The Gentrification of Christian Practice
So, earlier this week I came across this unfortunate video.
To say I am disgusted by this is an understatement. However, we live in a culture of outrageously expensive weddings (weddings many of us claim are "sacred"), enormous Bar/Bat-Mitzvahs, and ridiculously lavish "sweet sixteens," so should we really be surprised that there are people who have "stylish adult baptisms"?
As a Baptist, I practice believer's baptism (as opposed to infant baptism). I view baptism as an extremely important and meaningful step in following Jesus. It is not a social event. It is not simply some societal right-of-passage. Baptism is first and foremost about following Christ, so it is impossible for me to justify having such a lavish and expensive "event" for what is supposed to ignite a life of following the one who preached "blessed are the poor."

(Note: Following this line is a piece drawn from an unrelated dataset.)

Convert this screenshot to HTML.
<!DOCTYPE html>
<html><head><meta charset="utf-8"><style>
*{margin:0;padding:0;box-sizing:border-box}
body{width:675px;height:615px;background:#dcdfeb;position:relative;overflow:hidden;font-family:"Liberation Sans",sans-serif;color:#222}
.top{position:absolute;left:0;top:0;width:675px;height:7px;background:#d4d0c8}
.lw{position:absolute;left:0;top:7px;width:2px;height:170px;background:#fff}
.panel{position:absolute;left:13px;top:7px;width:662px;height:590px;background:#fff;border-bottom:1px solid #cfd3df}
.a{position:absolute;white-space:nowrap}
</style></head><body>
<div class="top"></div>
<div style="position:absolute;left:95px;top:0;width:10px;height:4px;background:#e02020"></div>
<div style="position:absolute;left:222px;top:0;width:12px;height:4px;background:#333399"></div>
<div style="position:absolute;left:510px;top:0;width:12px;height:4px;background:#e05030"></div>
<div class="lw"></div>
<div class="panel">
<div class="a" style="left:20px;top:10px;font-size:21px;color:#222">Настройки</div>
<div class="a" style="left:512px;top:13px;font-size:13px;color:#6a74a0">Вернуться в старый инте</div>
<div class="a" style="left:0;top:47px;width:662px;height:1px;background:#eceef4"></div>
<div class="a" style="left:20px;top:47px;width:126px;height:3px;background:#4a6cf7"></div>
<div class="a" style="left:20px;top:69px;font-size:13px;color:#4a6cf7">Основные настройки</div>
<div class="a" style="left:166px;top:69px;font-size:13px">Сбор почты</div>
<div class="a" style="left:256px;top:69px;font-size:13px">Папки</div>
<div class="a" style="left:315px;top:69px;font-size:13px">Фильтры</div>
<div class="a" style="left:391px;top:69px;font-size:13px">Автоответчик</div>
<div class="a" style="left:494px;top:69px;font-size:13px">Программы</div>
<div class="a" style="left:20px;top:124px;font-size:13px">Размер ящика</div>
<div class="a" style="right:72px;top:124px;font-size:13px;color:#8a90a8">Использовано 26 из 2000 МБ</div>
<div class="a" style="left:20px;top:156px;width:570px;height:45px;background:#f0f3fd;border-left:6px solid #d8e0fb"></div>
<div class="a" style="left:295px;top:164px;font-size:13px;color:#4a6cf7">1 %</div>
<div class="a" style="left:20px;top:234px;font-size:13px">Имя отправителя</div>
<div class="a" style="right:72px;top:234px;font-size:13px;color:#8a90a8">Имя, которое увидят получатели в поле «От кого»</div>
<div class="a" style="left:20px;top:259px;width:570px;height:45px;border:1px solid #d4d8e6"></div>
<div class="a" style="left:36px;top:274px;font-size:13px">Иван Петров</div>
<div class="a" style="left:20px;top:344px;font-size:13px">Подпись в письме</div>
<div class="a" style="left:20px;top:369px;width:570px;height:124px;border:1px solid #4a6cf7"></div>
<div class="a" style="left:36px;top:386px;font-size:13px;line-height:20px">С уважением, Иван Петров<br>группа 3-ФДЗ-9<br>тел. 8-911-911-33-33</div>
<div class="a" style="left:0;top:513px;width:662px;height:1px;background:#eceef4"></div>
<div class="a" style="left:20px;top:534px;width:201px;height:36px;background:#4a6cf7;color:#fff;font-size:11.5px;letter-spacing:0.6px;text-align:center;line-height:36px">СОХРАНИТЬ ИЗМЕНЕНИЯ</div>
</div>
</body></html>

While my complete disgust with this is beyond words, it has caused me to reflect on another practice we hold as sacred--the wedding. The whole time I watched this video I was thinking, "It looks like an expensive wedding." And that's when it hit me--should I also be equally disgusted by the lavishness of weddings these days? Think about it, baptism is an extremely wonderful and important time in the life of a believer, and a wedding is an extremely and wonderful and important time in the life of two believers. If thinking about baptism in the way this video does is offensive, why isn't it offensive to think about weddings this way?
I've done a number of weddings in my time as a pastor: only one of them has been inside a church, and none of them were really all that "religious" (in fact, I have often been asked to keep my comments and the service brief). It has been my observation that weddings these days are mostly about the reception (i.e. the party after the service).
Don't get me wrong, I'm not condoning the notion of this video, nor am I necessarily advocating for some sort of ceremonial reform to weddings. What I am saying, though, is that I think we need to seriously consider how the big signposts of our lives reflect our faith. Do the ways we celebrate the significant moments of our lives honestly show how closely we follow Christ?